In this case, the haters can cool their heels. Trumbo lined a pitch that split the right-center gap and rolled all the way to the wall. Nunez and Villar scored easily to make it a 4-3 game. The O’s dugout, a lot happier than you probably are to see Trumbo back, erupted with glee, and they did so again when catcher Pedro Severino capped off a 13-pitch marathon of an at-bat with an opposite field single that brought Trumbo home.

If there were any questions about how his knee might react, he answered them pretty solidly, at least for one day, with two decent sprints. Trumbo scored the tying run easily on the play. Things were fun at that moment.

Unfortunately, that was about it for the Orioles offense for the day. The next eleven hitters were retired in a row, before Alberto broke things up with a one-out, tenth inning single. Right after the single, Alberto was erased by an inning-ending double play. Then came Tate, and then came the loss column. There’s no partial win for making it close.

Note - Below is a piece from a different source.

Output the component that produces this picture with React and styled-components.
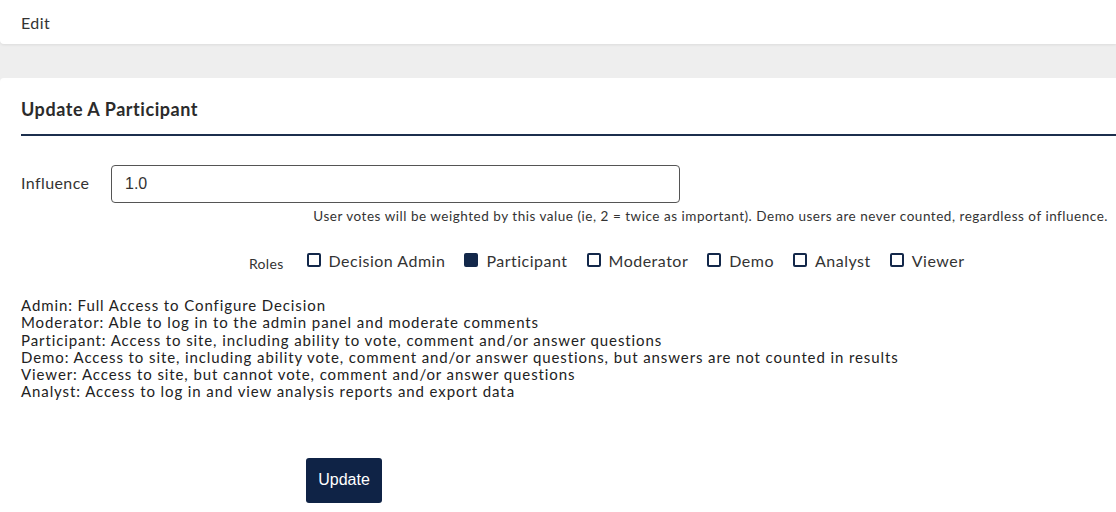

The Orioles actually out-hit the Rays in the game by a 10-6 margin, but other than Trumbo and Severino in the sixth inning, the clutch hit eluded them. There’s always tomorrow, when they’ll play a doubleheader against the Rays starting at 3:10. The schedule was altered due to concerns about Hurricane Dorian, allowing the O’s to leave Tampa on Tuesday night rather than on Wednesday.

Ty Blach, who is at this moment not on the MLB roster, is starting the first game, with TBA listed for the second game for the O’s. The Rays are also expected to deploy a patchwork pitching staff for the two games.